Ночью же, с наступлением темноты Троцкий, словно человек, страдающий «куриной слепотой», преображался, делался тихим, искал защиты у тех, кого днем так яростно распекал.

Больше всего Троцкий боялся ночных налетов, для охраны выдвигал далеко от штабного вагона пулеметные расчеты, чтобы те могли достойно встретить возможных налетчиков, тем самым дать возможность штабу эвакуироваться. Под штабом Троцкий имел в виду самого себя, он бросил бы даже своего любимца Тухачевского, если б тот оказался в беде…

От ночных страхов спасал коньяк. Коньяк Троцкий любил.
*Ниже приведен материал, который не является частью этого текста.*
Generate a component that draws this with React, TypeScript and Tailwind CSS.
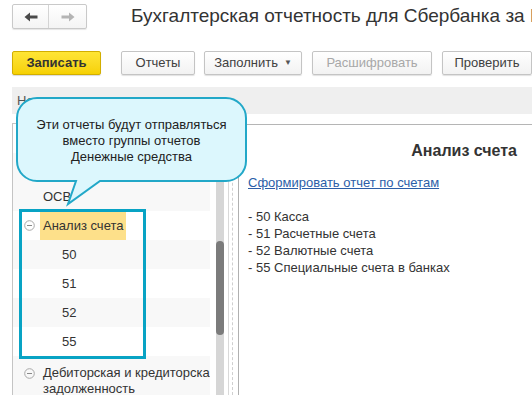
import { Fragment } from 'react'

const rows = [
  { text: '', level: 0, bg: false },
  { text: '', level: 0, bg: true },
  { text: 'ОСВ', level: 0, bg: true },
  { text: 'Анализ счета', level: 0, bg: false, group: true, active: true },
  { text: '50', level: 1, bg: true },
  { text: '51', level: 1, bg: false },
  { text: '52', level: 1, bg: true },
  { text: '55', level: 1, bg: false },
]

const accounts = ['- 50 Касса', '- 51 Расчетные счета', '- 52 Валютные счета', '- 55 Специальные счета в банках']

function MinusIcon() {
  return (
    <svg width="11" height="11" viewBox="0 0 11 11" className="shrink-0">
      <circle cx="5.5" cy="5.5" r="4.8" fill="none" stroke="#a8a8a8" strokeWidth="1" />
      <line x1="3" y1="5.5" x2="8" y2="5.5" stroke="#8a8a8a" strokeWidth="1" />
    </svg>
  )
}

function Btn({ children, w, disabled }: { children: React.ReactNode; w: string; disabled?: boolean }) {
  return (
    <div
      className={`${w} h-[24px] flex items-center justify-center rounded-[2px] border border-[#c4c4c4] bg-gradient-to-b from-white to-[#f2f2f2] shadow-[0_1px_1px_rgba(0,0,0,0.12)] text-[13px] ${disabled ? 'text-[#a8a8a8]' : 'text-[#404040]'}`}
    >
      {children}
    </div>
  )
}

export default function App() {
  return (
    <div className="w-[532px] h-[395px] overflow-hidden relative bg-white text-[#333] font-['Liberation_Sans',Arial,sans-serif]">
      {/* Header */}
      <div className="flex items-center pt-[4px] pl-[12px] h-[29px]">
        <div className="flex shrink-0 w-[75px] h-[25px] rounded-[2px] border border-[#c9c9c9] bg-gradient-to-b from-white to-[#f4f4f4] shadow-[0_1px_1px_rgba(0,0,0,0.1)]">
          <div className="w-[36px] flex items-center justify-center border-r border-[#d4d4d4]">
            <svg width="14" height="10" viewBox="0 0 14 10">
              <path d="M0.5 5 L6 0.5 V3.6 H13.5 V6.4 H6 V9.5 Z" fill="#4a4a4a" />
            </svg>
          </div>
          <div className="flex-1 flex items-center justify-center">
            <svg width="14" height="10" viewBox="0 0 14 10">
              <path d="M13.5 5 L8 0.5 V3.6 H0.5 V6.4 H8 V9.5 Z" fill="#b4b4b4" />
            </svg>
          </div>
        </div>
        <div className="ml-[44px] shrink-0 text-[19px] whitespace-nowrap text-[#333]">
          Бухгалтерская отчетность для Сбербанка за И
        </div>
      </div>

      {/* Toolbar */}
      <div className="flex items-center pl-[12px] mt-[22px] whitespace-nowrap">
        <div className="w-[89px] h-[24px] flex items-center justify-center rounded-[2px] border border-[#d2ae00] bg-gradient-to-b from-[#ffe534] to-[#f6d100] shadow-[0_1px_1px_rgba(0,0,0,0.15)] text-[13px] font-bold text-[#333]">
          Записать
        </div>
        <div className="ml-[20px]">
          <Btn w="w-[74px]">Отчеты</Btn>
        </div>
        <div className="ml-[9px]">
          <Btn w="w-[98px]">
            Заполнить
            <span className="ml-[6px] text-[8px] text-[#555]">▼</span>
          </Btn>
        </div>
        <div className="ml-[10px]">
          <Btn w="w-[120px]" disabled>Расшифровать</Btn>
        </div>
        <div className="ml-[10px] shrink-0">
          <Btn w="w-[90px]">Проверить</Btn>
        </div>
      </div>

      {/* Gray band */}
      <div className="mt-[12px] ml-[12px] h-[27px] bg-[#efefef] flex items-center pl-[5px] text-[13px] text-[#555]">
        Но
      </div>

      {/* Main */}
      <div className="mt-[9px] ml-[12px] flex h-[272px]">
        {/* Left tree panel */}
        <div className="w-[216px] flex border-l border-t border-[#c4c4c4]">
          <div className="w-[197px] flex flex-col overflow-hidden">
            {rows.map((r, i) => (
              <div key={i} className={`h-[29px] shrink-0 flex items-center ${r.bg ? 'bg-[#f8f8f8]' : 'bg-white'}`}>
                {r.level === 0 ? (
                  <Fragment>
                    <div className="w-[27px] flex justify-end pr-[5px]">{r.group && <MinusIcon />}</div>
                    {r.text && (
                      <span
                        className={`text-[13px] whitespace-nowrap h-[28px] flex items-center ${r.active ? 'bg-[#fde08a] px-[3px]' : 'pl-[3px]'}`}
                      >
                        {r.text}
                      </span>
                    )}
                  </Fragment>
                ) : (
                  <span className="pl-[49px] text-[13px]">{r.text}</span>
                )}
              </div>
            ))}
            <div className="bg-[#f8f8f8] flex pt-[9px] shrink-0">
              <div className="w-[27px] shrink-0 flex justify-end pr-[5px] pt-[3px]">
                <MinusIcon />
              </div>
              <span className="pl-[3px] text-[13px] leading-[16px] whitespace-nowrap">
                Дебиторская и кредиторская
                <br />
                задолженность
              </span>
            </div>
          </div>
          <div className="ml-[6px] w-[8px] h-[300px] bg-[#d6d6d6] rounded-full pt-[117px]">
            <div className="h-[94px] w-[8px] rounded-full bg-[#7b7b7b]" />
          </div>
        </div>

        {/* Splitter */}
        <div className="w-[10px] flex">
          <div className="w-[1px] bg-[#d9d9d9]" />
          <div className="ml-[3px] w-0 border-l border-dashed border-[#cfcfcf]" />
          <div className="ml-[5px] w-[1px] bg-[#b0b0b0]" />
        </div>

        {/* Right panel */}
        <div className="flex-1 border-t border-[#b5b5b5] mt-[1px] pl-[10px] pr-[15px]">
          <div className="text-right font-bold text-[16px] text-[#333] mt-[14px]">Анализ счета</div>
          <div className="mt-[10px] text-[13px] text-[#2c5ea8] underline whitespace-nowrap">Сформировать отчет по счетам</div>
          <div className="mt-[15px] text-[13px] leading-[17px] text-[#333] whitespace-nowrap">
            {accounts.map(a => (
              <div key={a}>{a}</div>
            ))}
          </div>
        </div>
      </div>

      {/* Highlight box */}
      <div className="absolute left-[19px] top-[209px] w-[127px] h-[150px] border-[3px] border-[#08a3c4]" />

      {/* Callout */}
      <svg className="absolute left-0 top-0 pointer-events-none" width="532" height="395">
        <path
          d="M37 98 H226 A20 20 0 0 1 246 118 V161 A20 20 0 0 1 226 181 H100 L68 204 L76 181 H37 A20 20 0 0 1 17 161 V118 A20 20 0 0 1 37 98 Z"
          fill="#dcf7fd"
          stroke="#22a8c8"
          strokeWidth="2"
        />
      </svg>
      <div className="absolute left-[17px] top-[117px] w-[229px] text-center text-[13px] leading-[16px] text-[#222]">
        Эти отчеты будут отправляться
        <br />
        вместо группы отчетов
        <br />
        Денежные средства
      </div>
    </div>
  )
}
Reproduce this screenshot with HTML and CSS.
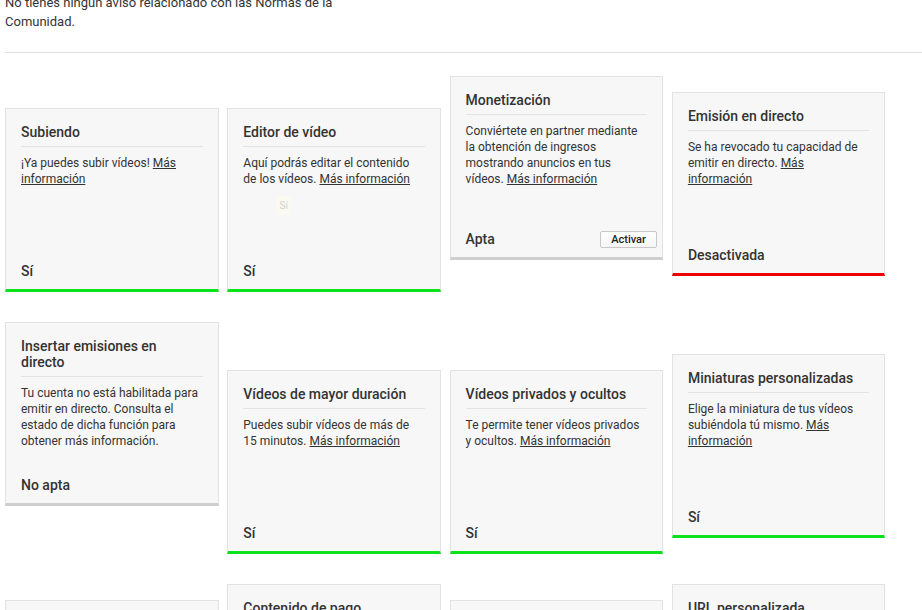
FILE: index.html
```html
<!DOCTYPE html>
<html lang="es">
<head>
    <meta charset="UTF-8">
    <meta name="viewport" content="width=device-width, initial-scale=1.0">
    <title>Estado y funciones</title>
    <link rel="stylesheet" href="styles.css">
</head>
<body>

<div class="page">
    <p class="notice">No tienes ningún aviso relacionado con las Normas de la Comunidad.</p>
    <div class="divider"></div>

    <div class="features">
        <!-- fila 1 -->
        <div class="card ok drop-32">
            <h3 class="card-title">Subiendo</h3>
            <p class="card-text">¡Ya puedes subir vídeos! <a href="#">Más información</a></p>
            <div class="card-foot"><span class="card-status">Sí</span></div>
        </div>
        <div class="card ok drop-32">
            <h3 class="card-title">Editor de vídeo</h3>
            <p class="card-text">Aquí podrás editar el contenido de los vídeos. <a href="#">Más información</a></p>
            <span class="ghost-tip">Sí</span>
            <div class="card-foot"><span class="card-status">Sí</span></div>
        </div>
        <div class="card">
            <h3 class="card-title">Monetización</h3>
            <p class="card-text">Conviértete en partner mediante la obtención de ingresos mostrando anuncios en tus vídeos. <a href="#">Más información</a></p>
            <div class="card-foot">
                <span class="card-status">Apta</span>
                <button class="btn-small">Activar</button>
            </div>
        </div>
        <div class="card off drop-16">
            <h3 class="card-title">Emisión en directo</h3>
            <p class="card-text">Se ha revocado tu capacidad de emitir en directo. <a href="#">Más información</a></p>
            <div class="card-foot"><span class="card-status">Desactivada</span></div>
        </div>

        <!-- fila 2 -->
        <div class="card">
            <h3 class="card-title">Insertar emisiones en directo</h3>
            <p class="card-text">Tu cuenta no está habilitada para emitir en directo. Consulta el estado de dicha función para obtener más información.</p>
            <div class="card-foot"><span class="card-status">No apta</span></div>
        </div>
        <div class="card ok drop-48">
            <h3 class="card-title">Vídeos de mayor duración</h3>
            <p class="card-text">Puedes subir vídeos de más de 15 minutos. <a href="#">Más información</a></p>
            <div class="card-foot"><span class="card-status">Sí</span></div>
        </div>
        <div class="card ok drop-48">
            <h3 class="card-title">Vídeos privados y ocultos</h3>
            <p class="card-text">Te permite tener vídeos privados y ocultos. <a href="#">Más información</a></p>
            <div class="card-foot"><span class="card-status">Sí</span></div>
        </div>
        <div class="card ok drop-32">
            <h3 class="card-title">Miniaturas personalizadas</h3>
            <p class="card-text">Elige la miniatura de tus vídeos subiéndola tú mismo. <a href="#">Más información</a></p>
            <div class="card-foot"><span class="card-status">Sí</span></div>
        </div>

        <!-- fila 3 -->
        <div class="card ok drop-16">
            <h3 class="card-title">Anotaciones externas</h3>
            <p class="card-text">Enlaza tus anotaciones a sitios web aprobados. <a href="#">Más información</a></p>
            <div class="card-foot"><span class="card-status">Sí</span></div>
        </div>
        <div class="card ok">
            <h3 class="card-title">Contenido de pago</h3>
            <p class="card-text">Ofrece contenido de pago a tus espectadores. <a href="#">Más información</a></p>
            <div class="card-foot"><span class="card-status">Sí</span></div>
        </div>
        <div class="card ok drop-16">
            <h3 class="card-title">Content ID</h3>
            <p class="card-text">Gestiona las reclamaciones de tu contenido. <a href="#">Más información</a></p>
            <div class="card-foot"><span class="card-status">Sí</span></div>
        </div>
        <div class="card">
            <h3 class="card-title">URL personalizada</h3>
            <p class="card-text">Consigue una URL más fácil de recordar para tu canal. <a href="#">Más información</a></p>
            <div class="card-foot"><span class="card-status">No apta</span></div>
        </div>
    </div>
</div>

</body>
</html>
```

FILE: styles.css
```css
/* Estado y funciones */
body {
    margin: 0;
    font-family: Roboto, 'Liberation Sans', Arial, sans-serif;
    color: #333;
    background: #fff;
    overflow: hidden;
}
.page {
    padding-left: 5px;
}
.notice {
    width: 340px;
    margin: -7px 0 0;
    font-size: 13px;
    line-height: 19px;
}
.divider {
    margin-top: 21px;
    border-top: 1px solid #e2e2e2;
}
.features {
    display: grid;
    grid-template-columns: repeat(4, 213.5px);
    column-gap: 8.8px;
    row-gap: 30px;
    align-items: start;
    margin-top: 23px;
}
.card {
    position: relative;
    box-sizing: border-box;
    height: 184px;
    display: flex;
    flex-direction: column;
    padding: 0 15px;
    background-color: #f7f7f7;
    border: 1px solid #e2e2e2;
    border-bottom: 3px solid #cfcfcf;
}
.card.ok {
    border-bottom-color: #0ce21a;
}
.card.off {
    border-bottom-color: #ee0000;
}
.drop-16 { margin-top: 16px; }
.drop-32 { margin-top: 32px; }
.drop-48 { margin-top: 48px; }

.card-title {
    margin: 0;
    padding: 15px 0 6px;
    font-size: 14px;
    line-height: 16px;
    font-weight: 500;
    color: #333;
    border-bottom: 1px solid #e3e3e3;
}
.card-text {
    margin: 8px 0 0;
    font-size: 12px;
    line-height: 16px;
}
.card-text a {
    color: #333;
    text-decoration: underline;
}
.card-foot {
    margin-top: auto;
    padding-bottom: 9px;
    display: flex;
    justify-content: space-between;
    align-items: center;
}
.card-status {
    font-size: 14px;
    line-height: 18px;
    font-weight: 500;
}
.btn-small {
    margin-right: -10px;
    height: 17px;
    width: 57px;
    padding: 0;
    font-family: inherit;
    font-size: 11px;
    font-weight: 500;
    color: #222;
    background: linear-gradient(#fff, #f6f6f6);
    border: 1px solid #c8c8c8;
    border-radius: 2px;
}
.ghost-tip {
    position: absolute;
    left: 48px;
    top: 87px;
    width: 15px;
    height: 19px;
    font-size: 10px;
    line-height: 19px;
    text-align: center;
    color: #cfcfcf;
    background: #fafaf0;
}
```
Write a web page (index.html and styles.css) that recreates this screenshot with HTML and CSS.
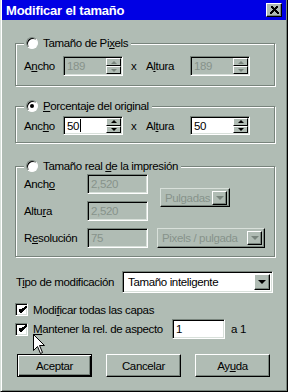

В ту ночь он сидел один в большом купе, обитом темным атласом, и, разложив перед собою на столе закуску, пил коньяк. Иногда он приподнимался и пристально вглядывался в ночь, полную летних всполохов – тепло в восемнадцатом году держалось удивительно долго, осень должна была уже вступить в свои права, с заморозками и тонким льдом на воде, а ничего этого не было, лето затянулось, днем даже неподалеку грохотал гром… Впрочем, Троцкий насторожился – а вдруг это не гром, а грохот каппелевских орудий? Но оказалось – гром настоящий. Потянуло, как и положено в таких случаях, свежим ветром, несколько порывов были сильными, подняли на дороге пыль, но на большее запала у природы не хватило – гроза вместе с громом растеклась по пространству и растворилась.

Фонари на станции не горели – не было электричества, Троцкий приказал вместо лампочек зажечь керосиновые светильники.

Было видно, как по деревянному перрону, поскрипывая сапогами, прохаживались двое часовых, измеряли контролируемый отрезок: пятьдесят шагов в одну сторону, пятьдесят – в другую, потом часовые разворачивались и двигались навстречу друг другу, в середине перрона сходились и разворачивались вновь, каждый уходил в своем направлении…

Неподалеку страшновато, хриплым голосом заухал филин. Про филинов Троцкий знал одно: они предсказывают беду, голоса у них недобрые; православные люди, слыша крик филина, обычно молятся… У Троцкого нервно дернулся уголок рта – он не был ни православным, ни иудеем, ни мусульманином, ни в кого не верил, только в самого себя. Даже в Ленина и в того не верил.

Он допил бутылку до конца, поднял ее вверх донышком, вытряхнул себе на язык несколько капель – последние крохи этой жидкости всегда бывают ослепительно вкусны, словно сумели вобрать в себя всю сладость коньячной бочки, – с сожалением поставил бутылку на стол. Затем снова встал, взглянул за окно. Ночь была по-прежнему тиха и многозвездна, и зарницы продолжали полыхать.

Что-то душное, незнакомое сдавило Троцкому грудь, он закашлялся, покрутил головой, будто от боли, спросил самого себя со страхом: «Что это? Не туберкулез ли? Может быть, астма?» Врачей Троцкий не любил, ходить по медицинским кабинетам боялся.

Он поправил на себе гимнастерку, хотел было застегнуть воротник – все пять пуговиц были расстегнуты, но не стал этого делать, только поморщился пренебрежительно и, шатаясь, вышел из купе в соседнее помещение, большое, в полвагона, где стоял длинный штабной стол. Прокричал хрипло, незнакомым голосом, подзывая к себе дежурного адъютанта:

– Эй!

Адъютант, сидевший в тамбуре, в проеме открытой двери на табуретке, поспешно вскочил на ноги, вытянулся. Троцкий небрежно скользнул по нему брезгливым взором, остановил взгляд на табуретке:

– А чо это за доисторическое изделие?